Тайна поповского сына | страница 33
Сеня окончательно оживился, по настоянию молодого Астафьева он выпил полбокала вина, и с непривычки оно ударило ему в голову.
Он с жадностью расспрашивал Павлушу о Петербурге, особенно об Академии наук, чем занимаются там ученые, кто они такие.
Павлуша был довольно беспечен насчет наук, но кое-что слышал. Иногда почитывал «Санкт-Петербургские ведомости», где порою помещались сообщения об Академии и ее трудах.
— Все немцы заседают в Академии, — говорил Павлуша, он заметно напрягал свою память, чтобы вспомнить какое-нибудь имя. — Да вот есть там… Эйлер, — вдруг вспомнил он, — сочиняет высокие и остроумные математические вещи.
Глаза Сени загорелись.
— Высокие и остроумные математические вещи! — воскликнул он.

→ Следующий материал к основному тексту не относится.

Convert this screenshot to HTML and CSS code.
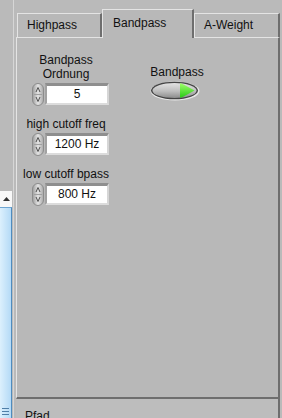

Павлуша, к несчастью, только и запомнил из всех академиков одного Эйлера. Объяснялось это очень просто. Академик Эйлер сумел устроить своего какого-то дальнего родственника, Иоганна Розенберга, к брату всемогущего Бирона, Густаву Бирону, адъютантом и секретарем. А Густав Бирон был командиром Измайловского полка.
Этот Бирон нисколько не был похож на своего кровожадного брата. Был он с виду строг и суров, а на деле доступен, добр и ласков. Его очень любили как солдаты, так и офицеры.
Вспомнив о Густаве Бироне, Павлуша уже не мог удержаться и, оставив в покое Академию и академиков, с увлечением перевел разговор на свою службу, смотры и парады, не переставая потягивать вино.
Уже стемнело. Последние лучи догорали далеко за лесом по ту сторону Волги.
— А где же матушка? — произнесла вдруг Настя. — Куда она запропала? Пойду посмотрю.
Она быстро встала с места и направилась в сад. Но едва ступила она несколько шагов, как вдруг, прорезая вечернюю тишину, раздался резкий звук.
— Стреляют! — вскакивая с места, крикнул Павлуша.
И, подтверждая его мысль, быстро, один за другим, послышались частые, короткие выстрелы. Сеня смертельно побледнел.
— О Боже, Боже! — воскликнула Настя, бросаясь в сад.
Мужчины побежали за ней.
Едва они выбежали из сада, как увидели Марью Ивановну…
С растрепанными волосами, не помня себя, она бежала им навстречу:
— Горит, стреляют…
Над холмом, закрывавшим Артемьевку, поднимался черный столб дыма. Неясный гул несся от деревни, и снова, снова раздавалась сухая трескотня ружей.
— Господи, помоги! Спасите Артемия Никитича! — кричала Марья Ивановна.
Измайловец недолго раздумывал… Он бросился назад.
— Эй, сокола!.. — раздался через минуту его энергичный голос.
Прижав к груди руки, вся бледная, молча стояла Настя. Не прошло и нескольких минут, как мимо них во весь опор пронесся Павлуша, салютуя им. шпагой.